The Bottom Line: Three new ETFs listed in June 2022 seeking to reduce greenhouse gas emissions should be evaluated based on financial and non-financial outcomes.
Sustainable ETFs listed in June 2022 that invest in companies seeking to reduce CO2 emissions
Fund Name/Symbol |
ER | Assets ($M) |
Structure |
Sustainable Investing Approach |
Nuveen Global Net Zero Transition ETF (NTZG) | 0.55% | 5.0 | Actively managed. Equities of any market capitalization anywhere in the world, including emerging markets. | Fund focuses on the equity securities of companies that will have a positive impact on the carbon economy through their current and/or planned efforts to reduce global greenhouse gas emissions which, in turn, will contribute to the overall transition to a net zero economy. The fund’s adviser will engage with companies to expedite their transition to net zero carbon emissions. |
V-Shares MSCI World ESG Materiality and Carbon Transition ETF (UDI) | 0.39% | 2.3 | Passively managed/MSCI World ESG Materiality and Carbon Transition Select Index. Equity securities of companies in the developed markets. | The underlying securities are intended to represent the performance of companies which are assessed to be sector leaders based on a set of relevant key issues scores that are aligned with SASB’s Materiality Map. The index excludes companies involved in controversial weapons, tobacco-related businesses, thermal coal mining, thermal coal power generation and unconventional oil and gas. Also, it excludes companies that fail to comply with the United Nations Global Compact Principles and companies with Low Carbon Transition (LCT) category of Asset Stranding. |
Xtrackers Net Zero Pathway Paris Aligned US Equity ETF (USNZ) | 0.10% | 49.6 | Passively managed/Solactive ISS ESG United States Net Zero Pathway Enhanced Index. Large and mid-cap companies. | The underlying securities are selected in such a manner that the resulting benchmark portfolio’s GHG emissions are aligned with the long-term global warming target of the Paris Climate Agreement, including only companies operating in accordance with market standards for responsible business conduct (Norms-Based Research) and controversial weapons. Those standards are based on established norms such as the United Nations Global Compact and the exclusion of significant involvement in defined sectors. In addition, certain activities are excluded from the index based on fixed revenue thresholds. |
Note of Explanation: ER=Expense ratio. Data sources: Fund prospectus, Sustainable Research and Analysis LLC.
Observations:
- Six new sustainable funds with total net assets of $73.1 million were launched in June 2022¹, including one municipal bond fund introduced by Fidelity Investments and five new ETFs.

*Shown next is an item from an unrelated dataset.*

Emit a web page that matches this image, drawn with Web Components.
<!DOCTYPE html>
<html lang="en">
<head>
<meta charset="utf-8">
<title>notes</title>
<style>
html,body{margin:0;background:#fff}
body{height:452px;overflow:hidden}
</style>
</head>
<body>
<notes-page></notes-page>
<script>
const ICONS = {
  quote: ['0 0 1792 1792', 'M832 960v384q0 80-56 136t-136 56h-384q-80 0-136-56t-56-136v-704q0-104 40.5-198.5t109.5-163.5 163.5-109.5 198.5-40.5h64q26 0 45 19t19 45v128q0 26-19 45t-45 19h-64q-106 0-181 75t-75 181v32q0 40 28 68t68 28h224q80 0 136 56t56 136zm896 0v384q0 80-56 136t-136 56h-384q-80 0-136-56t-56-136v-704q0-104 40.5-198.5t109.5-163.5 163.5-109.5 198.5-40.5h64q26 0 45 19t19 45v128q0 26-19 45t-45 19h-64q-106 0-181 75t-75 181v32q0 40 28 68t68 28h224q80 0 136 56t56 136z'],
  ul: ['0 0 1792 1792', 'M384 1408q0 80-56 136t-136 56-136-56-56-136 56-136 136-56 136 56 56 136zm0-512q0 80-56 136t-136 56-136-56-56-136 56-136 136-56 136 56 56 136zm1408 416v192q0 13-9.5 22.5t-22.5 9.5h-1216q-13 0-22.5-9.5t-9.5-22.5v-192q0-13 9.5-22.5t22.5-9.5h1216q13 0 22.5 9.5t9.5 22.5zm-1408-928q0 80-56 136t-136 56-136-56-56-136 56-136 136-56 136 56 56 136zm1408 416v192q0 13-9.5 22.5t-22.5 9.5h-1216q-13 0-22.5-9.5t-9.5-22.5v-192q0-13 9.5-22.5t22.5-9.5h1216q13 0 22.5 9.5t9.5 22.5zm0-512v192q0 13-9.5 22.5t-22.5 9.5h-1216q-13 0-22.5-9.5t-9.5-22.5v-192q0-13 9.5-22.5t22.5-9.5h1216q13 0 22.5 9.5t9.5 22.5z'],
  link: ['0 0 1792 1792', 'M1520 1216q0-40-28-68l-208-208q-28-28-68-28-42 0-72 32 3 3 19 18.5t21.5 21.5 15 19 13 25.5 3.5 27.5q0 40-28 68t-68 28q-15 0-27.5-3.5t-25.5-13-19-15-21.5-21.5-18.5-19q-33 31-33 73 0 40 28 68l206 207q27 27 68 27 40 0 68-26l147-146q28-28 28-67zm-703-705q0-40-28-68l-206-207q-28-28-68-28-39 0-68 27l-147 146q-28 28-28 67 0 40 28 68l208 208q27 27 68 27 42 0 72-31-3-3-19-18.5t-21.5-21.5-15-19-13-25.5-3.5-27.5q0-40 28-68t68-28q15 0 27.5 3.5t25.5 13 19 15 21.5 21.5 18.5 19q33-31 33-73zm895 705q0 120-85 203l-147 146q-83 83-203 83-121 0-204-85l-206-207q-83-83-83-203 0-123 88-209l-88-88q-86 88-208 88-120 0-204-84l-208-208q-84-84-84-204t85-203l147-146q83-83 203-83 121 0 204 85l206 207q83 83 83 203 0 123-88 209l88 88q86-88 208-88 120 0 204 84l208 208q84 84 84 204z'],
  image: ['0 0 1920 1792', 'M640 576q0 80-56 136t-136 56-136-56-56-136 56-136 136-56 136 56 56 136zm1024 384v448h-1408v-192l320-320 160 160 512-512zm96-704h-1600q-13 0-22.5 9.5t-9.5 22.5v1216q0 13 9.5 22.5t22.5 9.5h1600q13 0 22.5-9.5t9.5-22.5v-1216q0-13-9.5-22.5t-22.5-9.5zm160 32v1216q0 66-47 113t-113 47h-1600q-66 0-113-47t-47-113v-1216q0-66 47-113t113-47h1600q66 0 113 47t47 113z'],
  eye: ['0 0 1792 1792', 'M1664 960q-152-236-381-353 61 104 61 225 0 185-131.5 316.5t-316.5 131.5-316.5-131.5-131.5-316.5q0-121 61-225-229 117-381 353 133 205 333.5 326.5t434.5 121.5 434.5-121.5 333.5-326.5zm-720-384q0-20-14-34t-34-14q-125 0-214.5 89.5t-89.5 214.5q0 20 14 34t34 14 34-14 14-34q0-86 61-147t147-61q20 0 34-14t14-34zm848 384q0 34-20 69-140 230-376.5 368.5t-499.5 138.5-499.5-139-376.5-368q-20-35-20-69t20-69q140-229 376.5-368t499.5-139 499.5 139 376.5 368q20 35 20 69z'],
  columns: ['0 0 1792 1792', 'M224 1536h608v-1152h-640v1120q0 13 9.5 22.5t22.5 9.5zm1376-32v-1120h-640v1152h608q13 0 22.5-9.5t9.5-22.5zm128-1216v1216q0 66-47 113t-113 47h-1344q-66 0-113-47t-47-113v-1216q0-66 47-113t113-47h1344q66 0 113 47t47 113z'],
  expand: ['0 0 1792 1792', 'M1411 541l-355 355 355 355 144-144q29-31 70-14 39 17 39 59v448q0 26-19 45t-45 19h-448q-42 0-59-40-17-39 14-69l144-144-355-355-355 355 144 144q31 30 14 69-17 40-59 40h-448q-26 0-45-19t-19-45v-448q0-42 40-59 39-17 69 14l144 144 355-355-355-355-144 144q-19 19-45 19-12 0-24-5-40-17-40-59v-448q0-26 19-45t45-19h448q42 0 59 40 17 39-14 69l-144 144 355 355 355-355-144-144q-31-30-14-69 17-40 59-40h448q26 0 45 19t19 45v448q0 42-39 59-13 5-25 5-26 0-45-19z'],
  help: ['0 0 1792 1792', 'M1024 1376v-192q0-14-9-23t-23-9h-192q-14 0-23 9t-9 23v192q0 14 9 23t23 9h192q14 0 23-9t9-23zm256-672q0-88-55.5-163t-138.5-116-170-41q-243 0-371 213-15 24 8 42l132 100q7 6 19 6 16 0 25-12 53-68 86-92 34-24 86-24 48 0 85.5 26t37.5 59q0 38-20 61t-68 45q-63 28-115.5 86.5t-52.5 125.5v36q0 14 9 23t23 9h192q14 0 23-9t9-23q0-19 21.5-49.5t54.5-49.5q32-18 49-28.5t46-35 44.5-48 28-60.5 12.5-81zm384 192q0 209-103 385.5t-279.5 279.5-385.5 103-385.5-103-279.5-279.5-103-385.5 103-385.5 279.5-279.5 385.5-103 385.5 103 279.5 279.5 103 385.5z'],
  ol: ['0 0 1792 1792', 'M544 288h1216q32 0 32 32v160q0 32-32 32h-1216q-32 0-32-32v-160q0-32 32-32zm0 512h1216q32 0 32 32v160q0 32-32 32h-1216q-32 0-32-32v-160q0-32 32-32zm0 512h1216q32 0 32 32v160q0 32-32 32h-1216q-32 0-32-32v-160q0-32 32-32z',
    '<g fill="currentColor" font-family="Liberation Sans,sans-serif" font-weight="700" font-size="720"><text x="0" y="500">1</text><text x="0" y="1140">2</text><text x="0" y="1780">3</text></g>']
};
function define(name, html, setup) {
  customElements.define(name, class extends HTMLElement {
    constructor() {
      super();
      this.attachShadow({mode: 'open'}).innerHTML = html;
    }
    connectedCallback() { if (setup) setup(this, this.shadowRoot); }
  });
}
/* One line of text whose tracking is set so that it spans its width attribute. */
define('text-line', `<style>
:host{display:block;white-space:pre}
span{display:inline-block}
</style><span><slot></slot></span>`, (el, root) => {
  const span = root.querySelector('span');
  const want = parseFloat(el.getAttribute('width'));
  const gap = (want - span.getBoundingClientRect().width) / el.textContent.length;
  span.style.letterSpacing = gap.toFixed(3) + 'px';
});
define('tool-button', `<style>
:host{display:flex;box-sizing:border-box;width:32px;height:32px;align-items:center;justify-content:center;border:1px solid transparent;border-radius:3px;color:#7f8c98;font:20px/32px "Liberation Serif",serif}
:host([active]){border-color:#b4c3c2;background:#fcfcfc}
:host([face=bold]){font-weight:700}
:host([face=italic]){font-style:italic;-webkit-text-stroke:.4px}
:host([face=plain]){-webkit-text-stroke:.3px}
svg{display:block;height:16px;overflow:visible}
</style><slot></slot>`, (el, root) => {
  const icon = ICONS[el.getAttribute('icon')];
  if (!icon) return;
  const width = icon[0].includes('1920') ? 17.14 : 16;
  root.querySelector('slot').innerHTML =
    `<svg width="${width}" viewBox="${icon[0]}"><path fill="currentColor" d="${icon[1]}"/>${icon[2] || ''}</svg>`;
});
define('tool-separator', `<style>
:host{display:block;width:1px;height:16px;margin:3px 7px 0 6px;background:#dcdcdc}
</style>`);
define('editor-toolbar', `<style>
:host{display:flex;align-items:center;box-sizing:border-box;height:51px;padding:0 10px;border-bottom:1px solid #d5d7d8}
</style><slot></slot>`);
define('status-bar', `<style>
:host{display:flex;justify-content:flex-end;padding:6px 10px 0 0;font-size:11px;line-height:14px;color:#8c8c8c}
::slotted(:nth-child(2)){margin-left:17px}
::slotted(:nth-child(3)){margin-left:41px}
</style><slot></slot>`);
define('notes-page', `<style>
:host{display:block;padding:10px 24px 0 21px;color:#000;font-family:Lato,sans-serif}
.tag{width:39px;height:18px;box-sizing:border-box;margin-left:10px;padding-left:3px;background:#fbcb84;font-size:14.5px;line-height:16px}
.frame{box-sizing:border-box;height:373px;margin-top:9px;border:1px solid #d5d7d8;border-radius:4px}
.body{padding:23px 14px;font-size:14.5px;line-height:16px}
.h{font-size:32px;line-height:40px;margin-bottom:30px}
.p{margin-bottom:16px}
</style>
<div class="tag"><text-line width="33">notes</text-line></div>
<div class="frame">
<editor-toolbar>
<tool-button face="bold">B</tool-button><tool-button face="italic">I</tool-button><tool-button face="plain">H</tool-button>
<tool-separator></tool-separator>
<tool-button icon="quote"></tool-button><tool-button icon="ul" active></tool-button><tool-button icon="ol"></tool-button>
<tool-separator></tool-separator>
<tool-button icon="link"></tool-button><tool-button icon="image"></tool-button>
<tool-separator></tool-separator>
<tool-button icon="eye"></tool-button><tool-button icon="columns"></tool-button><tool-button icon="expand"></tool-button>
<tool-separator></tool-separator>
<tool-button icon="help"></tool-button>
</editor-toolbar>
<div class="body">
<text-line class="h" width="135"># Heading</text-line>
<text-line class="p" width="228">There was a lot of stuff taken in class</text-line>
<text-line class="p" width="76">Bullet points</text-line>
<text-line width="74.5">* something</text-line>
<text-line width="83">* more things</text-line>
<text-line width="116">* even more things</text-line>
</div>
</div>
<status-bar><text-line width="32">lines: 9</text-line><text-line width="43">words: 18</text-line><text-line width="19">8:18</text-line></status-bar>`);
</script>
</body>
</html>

- Of the six new sustainable mutual funds and ETFs, three new funds, all ETFs, offer investors additional stock-oriented opportunities to invest in companies that are either leading in the transition to low carbon emissions, are expected to have a positive impact on the carbon economy or are aligned with the long-term global warming target of the Paris Climate Agreement to reduce global warming to well below 2℃ compared to pre-industrial levels.

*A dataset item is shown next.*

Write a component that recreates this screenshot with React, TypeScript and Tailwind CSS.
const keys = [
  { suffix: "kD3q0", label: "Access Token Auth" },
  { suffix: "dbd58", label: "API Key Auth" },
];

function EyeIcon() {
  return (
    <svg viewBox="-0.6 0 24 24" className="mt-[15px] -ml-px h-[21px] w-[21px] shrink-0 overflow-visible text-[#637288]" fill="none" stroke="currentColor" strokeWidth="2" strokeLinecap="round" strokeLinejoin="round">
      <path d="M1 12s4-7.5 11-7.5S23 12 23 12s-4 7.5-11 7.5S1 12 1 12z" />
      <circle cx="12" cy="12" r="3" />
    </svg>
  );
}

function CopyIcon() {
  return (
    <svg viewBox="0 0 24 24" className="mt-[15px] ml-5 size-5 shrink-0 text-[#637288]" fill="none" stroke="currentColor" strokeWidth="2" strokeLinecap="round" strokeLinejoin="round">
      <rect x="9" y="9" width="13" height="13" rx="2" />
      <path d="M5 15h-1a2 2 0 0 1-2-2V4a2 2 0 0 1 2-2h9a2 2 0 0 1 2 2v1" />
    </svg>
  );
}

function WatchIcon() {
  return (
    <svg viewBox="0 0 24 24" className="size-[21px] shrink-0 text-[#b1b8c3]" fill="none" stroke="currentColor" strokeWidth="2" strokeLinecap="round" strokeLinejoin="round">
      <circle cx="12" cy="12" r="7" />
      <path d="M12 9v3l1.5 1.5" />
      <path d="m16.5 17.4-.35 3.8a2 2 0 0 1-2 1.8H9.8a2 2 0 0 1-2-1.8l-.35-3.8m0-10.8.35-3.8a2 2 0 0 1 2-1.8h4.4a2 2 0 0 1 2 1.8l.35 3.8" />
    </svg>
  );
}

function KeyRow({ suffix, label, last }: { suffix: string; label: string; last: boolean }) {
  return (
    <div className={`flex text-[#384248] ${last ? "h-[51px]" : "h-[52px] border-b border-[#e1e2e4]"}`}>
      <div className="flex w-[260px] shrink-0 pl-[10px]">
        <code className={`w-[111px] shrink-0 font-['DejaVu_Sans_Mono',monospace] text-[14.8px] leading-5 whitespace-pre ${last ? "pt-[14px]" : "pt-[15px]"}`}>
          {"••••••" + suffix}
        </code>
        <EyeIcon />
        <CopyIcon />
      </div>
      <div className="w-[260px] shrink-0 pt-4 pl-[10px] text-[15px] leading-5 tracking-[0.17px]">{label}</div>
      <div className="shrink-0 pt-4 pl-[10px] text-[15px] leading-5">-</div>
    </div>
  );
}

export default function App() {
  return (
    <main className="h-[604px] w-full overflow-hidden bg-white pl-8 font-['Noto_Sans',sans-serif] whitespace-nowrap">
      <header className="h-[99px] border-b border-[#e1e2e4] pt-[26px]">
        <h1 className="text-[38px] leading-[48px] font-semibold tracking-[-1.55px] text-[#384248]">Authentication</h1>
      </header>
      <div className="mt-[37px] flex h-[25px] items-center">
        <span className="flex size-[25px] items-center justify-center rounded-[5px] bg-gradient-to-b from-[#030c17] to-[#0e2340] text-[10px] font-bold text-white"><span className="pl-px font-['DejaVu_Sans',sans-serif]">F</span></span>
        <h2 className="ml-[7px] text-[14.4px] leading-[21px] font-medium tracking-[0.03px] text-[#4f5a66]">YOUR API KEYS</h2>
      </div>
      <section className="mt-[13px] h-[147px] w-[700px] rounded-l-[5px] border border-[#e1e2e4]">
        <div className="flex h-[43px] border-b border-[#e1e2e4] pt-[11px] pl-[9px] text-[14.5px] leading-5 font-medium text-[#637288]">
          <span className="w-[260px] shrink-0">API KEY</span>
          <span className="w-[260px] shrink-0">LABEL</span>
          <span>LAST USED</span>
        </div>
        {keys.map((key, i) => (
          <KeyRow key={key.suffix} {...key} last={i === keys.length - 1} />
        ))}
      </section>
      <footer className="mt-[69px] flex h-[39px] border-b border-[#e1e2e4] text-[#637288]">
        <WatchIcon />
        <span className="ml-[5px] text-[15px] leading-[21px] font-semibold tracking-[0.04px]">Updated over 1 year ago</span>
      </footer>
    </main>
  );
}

- Two ETFs are index tracking funds offered at expense ratios ranging from 10 bps to 39 bps that employ detailed positive and exclusionary screening rules the results of which will only be clarified over time as the indices are newly launched and historical results are calculated via back-testing. While back-tested results show positive intermediate-term spreads, that’s not the case more recently. Short-term year-to-date total returns relative to tracking indices are lagging in both cases. The third fund, an actively managed ETF offered at an expense ratio of 55 bps, is yet to establish a performance track record.
- In addition to evaluating climate outcomes by means of disclosures that should be provided by fund firms (and mandated for ESG Impact Funds by recently proposed SEC disclosure requirements, once these are adopted), investors should evaluate fund results relative to the underlying index, in the case of index tracking funds, and also against the performance of an appropriately selected conventional benchmark². In the meantime, DWS reports in its prospectus that the fund “does not intend to report retrospectively if the portfolio, as selected at each prior rebalance, met the carbon intensity reduction targets.”
¹Excluding new/additional share class additions. ²Conventional benchmarks for each of the index tracking funds are: UDI-MSCI World Index, and USNZ-Solactive GBS Unites States Large and Mid-Cap Index or equivalent. A conventional index candidate for the actively managed NTZG is the MSCI All Country World Index.